Chelsea’s clash with Vidi on Thursday evening is the first-ever meeting between the two sides and the occasion itself is what solely bought Oliveira to his old home ground.
He believes it will be a special occasion both for Vidi, as well as for himself.
With a lot of joy and excitement, Oliveira said: “I am happy that they are playing each other. I think it is very fantastic for the players of Vidi that they can play such a massive club like Chelsea and they deserve very much to have this opportunity and now, I hope they enjoy it as much as they can.
“I am sure that both teams will do their best and for me, it feels special because I have the opportunity for two very important teams in my career to play against each other.
“Chelsea is, of course, the stronger side, but in football, you always need to respect your opponent.

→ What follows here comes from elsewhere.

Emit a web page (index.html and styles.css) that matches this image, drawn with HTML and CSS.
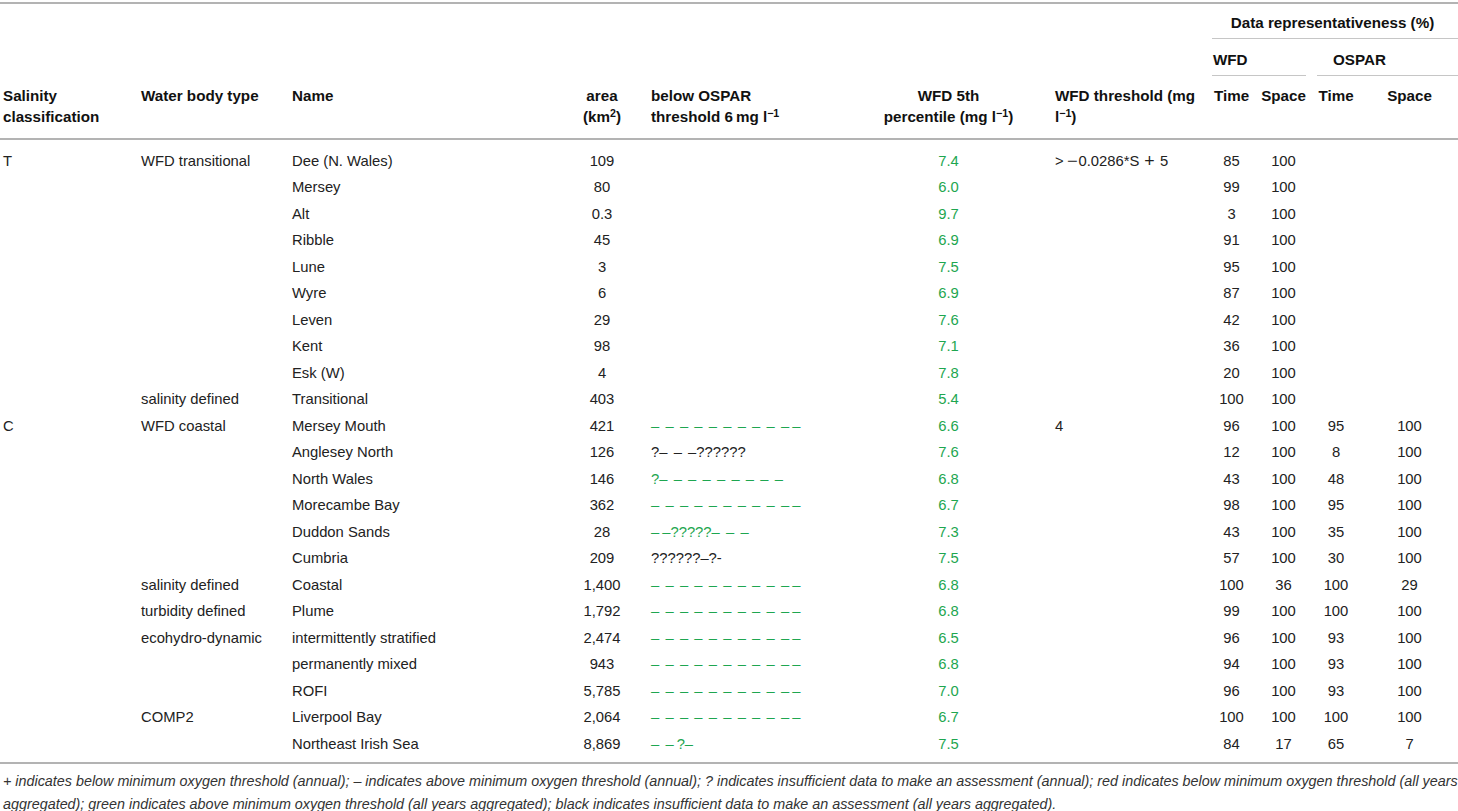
FILE: index.html
```html
<!DOCTYPE html>
<html lang="en">
<head>
<meta charset="utf-8">
<title>Table</title>
<link rel="stylesheet" href="styles.css">
</head>
<body>
<div class="page">
<table class="data">
<colgroup>
<col class="w1"><col class="w2"><col class="w3"><col class="w4"><col class="w5"><col class="w6"><col class="w7"><col class="w8"><col class="w9"><col class="w10"><col class="w11">
</colgroup>
<thead>
<tr class="hr1"><td colspan="7" rowspan="2" class="blank"></td><th colspan="4" class="rep">Data representativeness (%)</th></tr>
<tr class="hr2"><th colspan="2" class="grp-wfd">WFD</th><th colspan="2" class="grp-ospar">OSPAR</th></tr>
<tr class="hr3">
<th>Salinity<br>classification</th>
<th>Water body type</th>
<th>Name</th>
<th class="ctr">area<br>(km<sup>2</sup>)</th>
<th class="sym-h">below OSPAR<br>threshold 6&#8201;mg l<sup>−1</sup></th>
<th class="ctr">WFD 5th<br>percentile (mg l<sup>−1</sup>)</th>
<th>WFD threshold (mg<br>l<sup>−1</sup>)</th>
<th class="ctr">Time</th>
<th class="ctr">Space</th>
<th class="ctr">Time</th>
<th class="ctr">Space</th>
</tr>
</thead>
<tbody>
<tr class="first"><td>T</td><td>WFD transitional</td><td>Dee (N. Wales)</td><td class="ctr">109</td><td class="sym"></td><td class="ctr g">7.4</td><td>&gt; <span class="minus">−</span>0.0286*S<span class="op">+</span>5</td><td class="ctr">85</td><td class="ctr">100</td><td class="ctr"></td><td class="ctr"></td></tr>
<tr><td></td><td></td><td>Mersey</td><td class="ctr">80</td><td class="sym"></td><td class="ctr g">6.0</td><td></td><td class="ctr">99</td><td class="ctr">100</td><td class="ctr"></td><td class="ctr"></td></tr>
<tr><td></td><td></td><td>Alt</td><td class="ctr">0.3</td><td class="sym"></td><td class="ctr g">9.7</td><td></td><td class="ctr">3</td><td class="ctr">100</td><td class="ctr"></td><td class="ctr"></td></tr>
<tr><td></td><td></td><td>Ribble</td><td class="ctr">45</td><td class="sym"></td><td class="ctr g">6.9</td><td></td><td class="ctr">91</td><td class="ctr">100</td><td class="ctr"></td><td class="ctr"></td></tr>
<tr><td></td><td></td><td>Lune</td><td class="ctr">3</td><td class="sym"></td><td class="ctr g">7.5</td><td></td><td class="ctr">95</td><td class="ctr">100</td><td class="ctr"></td><td class="ctr"></td></tr>
<tr><td></td><td></td><td>Wyre</td><td class="ctr">6</td><td class="sym"></td><td class="ctr g">6.9</td><td></td><td class="ctr">87</td><td class="ctr">100</td><td class="ctr"></td><td class="ctr"></td></tr>
<tr><td></td><td></td><td>Leven</td><td class="ctr">29</td><td class="sym"></td><td class="ctr g">7.6</td><td></td><td class="ctr">42</td><td class="ctr">100</td><td class="ctr"></td><td class="ctr"></td></tr>
<tr><td></td><td></td><td>Kent</td><td class="ctr">98</td><td class="sym"></td><td class="ctr g">7.1</td><td></td><td class="ctr">36</td><td class="ctr">100</td><td class="ctr"></td><td class="ctr"></td></tr>
<tr><td></td><td></td><td>Esk (W)</td><td class="ctr">4</td><td class="sym"></td><td class="ctr g">7.8</td><td></td><td class="ctr">20</td><td class="ctr">100</td><td class="ctr"></td><td class="ctr"></td></tr>
<tr><td></td><td>salinity defined</td><td>Transitional</td><td class="ctr">403</td><td class="sym"></td><td class="ctr g">5.4</td><td></td><td class="ctr">100</td><td class="ctr">100</td><td class="ctr"></td><td class="ctr"></td></tr>
<tr><td>C</td><td>WFD coastal</td><td>Mersey Mouth</td><td class="ctr">421</td><td class="sym g">– – – – – – – – – –&#8201;–</td><td class="ctr g">6.6</td><td>4</td><td class="ctr">96</td><td class="ctr">100</td><td class="ctr">95</td><td class="ctr">100</td></tr>
<tr><td></td><td></td><td>Anglesey North</td><td class="ctr">126</td><td class="sym">?– – –??????</td><td class="ctr g">7.6</td><td></td><td class="ctr">12</td><td class="ctr">100</td><td class="ctr">8</td><td class="ctr">100</td></tr>
<tr><td></td><td></td><td>North Wales</td><td class="ctr">146</td><td class="sym g">?– – – – – – – – –</td><td class="ctr g">6.8</td><td></td><td class="ctr">43</td><td class="ctr">100</td><td class="ctr">48</td><td class="ctr">100</td></tr>
<tr><td></td><td></td><td>Morecambe Bay</td><td class="ctr">362</td><td class="sym g">– – – – – – – – – –&#8201;–</td><td class="ctr g">6.7</td><td></td><td class="ctr">98</td><td class="ctr">100</td><td class="ctr">95</td><td class="ctr">100</td></tr>
<tr><td></td><td></td><td>Duddon Sands</td><td class="ctr">28</td><td class="sym g">–&#8201;–?????– – –</td><td class="ctr g">7.3</td><td></td><td class="ctr">43</td><td class="ctr">100</td><td class="ctr">35</td><td class="ctr">100</td></tr>
<tr><td></td><td></td><td>Cumbria</td><td class="ctr">209</td><td class="sym">??????–?-</td><td class="ctr g">7.5</td><td></td><td class="ctr">57</td><td class="ctr">100</td><td class="ctr">30</td><td class="ctr">100</td></tr>
<tr><td></td><td>salinity defined</td><td>Coastal</td><td class="ctr">1,400</td><td class="sym g">– – – – – – – – – –&#8201;–</td><td class="ctr g">6.8</td><td></td><td class="ctr">100</td><td class="ctr">36</td><td class="ctr">100</td><td class="ctr">29</td></tr>
<tr><td></td><td>turbidity defined</td><td>Plume</td><td class="ctr">1,792</td><td class="sym g">– – – – – – – – – –&#8201;–</td><td class="ctr g">6.8</td><td></td><td class="ctr">99</td><td class="ctr">100</td><td class="ctr">100</td><td class="ctr">100</td></tr>
<tr><td></td><td>ecohydro-dynamic</td><td>intermittently stratified</td><td class="ctr">2,474</td><td class="sym g">– – – – – – – – – –&#8201;–</td><td class="ctr g">6.5</td><td></td><td class="ctr">96</td><td class="ctr">100</td><td class="ctr">93</td><td class="ctr">100</td></tr>
<tr><td></td><td></td><td>permanently mixed</td><td class="ctr">943</td><td class="sym g">– – – – – – – – – –&#8201;–</td><td class="ctr g">6.8</td><td></td><td class="ctr">94</td><td class="ctr">100</td><td class="ctr">93</td><td class="ctr">100</td></tr>
<tr><td></td><td></td><td>ROFI</td><td class="ctr">5,785</td><td class="sym g">– – – – – – – – – –&#8201;–</td><td class="ctr g">7.0</td><td></td><td class="ctr">96</td><td class="ctr">100</td><td class="ctr">93</td><td class="ctr">100</td></tr>
<tr><td></td><td>COMP2</td><td>Liverpool Bay</td><td class="ctr">2,064</td><td class="sym g">– – – – – – – – – –&#8201;–</td><td class="ctr g">6.7</td><td></td><td class="ctr">100</td><td class="ctr">100</td><td class="ctr">100</td><td class="ctr">100</td></tr>
<tr class="last"><td></td><td></td><td>Northeast Irish Sea</td><td class="ctr">8,869</td><td class="sym g">– –&#8201;?–</td><td class="ctr g">7.5</td><td></td><td class="ctr">84</td><td class="ctr">17</td><td class="ctr">65</td><td class="ctr">7</td></tr>
</tbody>
</table>
<p class="note">+ indicates below minimum oxygen threshold (annual); – indicates above minimum oxygen threshold (annual); ? indicates insufficient data to make an assessment (annual); red indicates below minimum oxygen threshold (all years<br>aggregated); green indicates above minimum oxygen threshold (all years aggregated); black indicates insufficient data to make an assessment (all years aggregated).</p>
</div>
</body>
</html>
```
FILE: styles.css
```css
html, body {
  margin: 0;
  padding: 0;
  background: #ffffff;
}

body {
  font-family: "Liberation Sans", Arial, Helvetica, sans-serif;
  color: #222222;
}

.page {
  width: 1458px;
  padding-top: 2px;
}

.data {
  width: 1458px;
  table-layout: fixed;
  border-collapse: separate;
  border-spacing: 0;
  border-top: 2px solid #b3b3b3;
  font-size: 14.8px;
}

.w1 { width: 138px; }
.w2 { width: 151px; }
.w3 { width: 271px; }
.w4 { width: 84px; }
.w5 { width: 201px; }
.w6 { width: 207px; }
.w7 { width: 155px; }
.w8 { width: 49px; }
.w9 { width: 55px; }
.w10 { width: 50px; }
.w11 { width: 97px; }

th {
  font-weight: bold;
  font-size: 15.2px;
  line-height: 21px;
  text-align: left;
  vertical-align: top;
  padding: 0 3px;
  color: #111111;
  white-space: nowrap;
}

.blank {
  padding: 0;
}

.hr1 th {
  padding-top: 8px;
  padding-bottom: 6px;
}

.hr2 th {
  padding-top: 10px;
  padding-bottom: 6px;
}

.hr3 th {
  padding-top: 9px;
  padding-bottom: 11px;
  border-bottom: 2px solid #b3b3b3;
}

.rep {
  text-align: center;
  background: linear-gradient(#c6c6c6, #c6c6c6) no-repeat right bottom / calc(100% - 5px) 1px;
}

.grp-wfd {
  padding-left: 6px;
  background: linear-gradient(#c6c6c6, #c6c6c6) no-repeat 5px 100% / calc(100% - 10px) 1px;
}

.grp-ospar {
  padding-left: 22px;
  background: linear-gradient(#c6c6c6, #c6c6c6) no-repeat right bottom / calc(100% - 6px) 1px;
}

sup {
  font-size: 0.7em;
  line-height: 0;
  vertical-align: 0.45em;
}

td {
  padding: 5.25px 3px;
  line-height: 16px;
  vertical-align: middle;
  white-space: nowrap;
  color: #222222;
}

.ctr {
  text-align: center;
}

.sym, .sym-h {
  padding-left: 7px;
}

.sym {
  word-spacing: 2.1px;
}

.minus {
  display: inline-block;
  transform: scaleX(1.25);
  margin-right: 2px;
}

.op {
  display: inline-block;
  margin: 0 6px;
  transform: scale(1.2);
}

.g {
  color: #1ea650;
}

tbody .first td {
  padding-top: 12.5px;
}

tbody .last td {
  padding-bottom: 10.5px;
  border-bottom: 2px solid #b3b3b3;
}

.note {
  margin: 6px 0 0;
  padding: 0 3px;
  font-size: 14.35px;
  line-height: 23px;
  font-style: italic;
  color: #333333;
  white-space: nowrap;
}
```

Vidi’s players will always do their best and make Chelsea’s job as hard as possible.
“Playing at Stamford Bridge is always hard in front of English fans, but I think it will be a good game.”
He laughed when asked for a score prediction and said: “I won’t predict the score because you put me in a difficult spot, but it will be a win-win for me.”
Oliveira has been without a club since July, having left Romanian side Sepsi Sf. Gheorghe, but said that his playing career has come to an end.
The former player, who represented Portugal over 50 times at youth level is looking to the future and aims to become a coach.
“I have finished my career”, he explained.
“I decided that it was the right moment for me to do it. I want to get involved with football and I am working on that already.
“I am developing my football skills more and more as a director and as a coach. Probably next year, I will come here to England to [do]something related to football.
“In the meantime, I am enjoying time with my family which is massive for me, because for years, I couldn’t give them my 100% attention, but I am now fortunate that I can do that.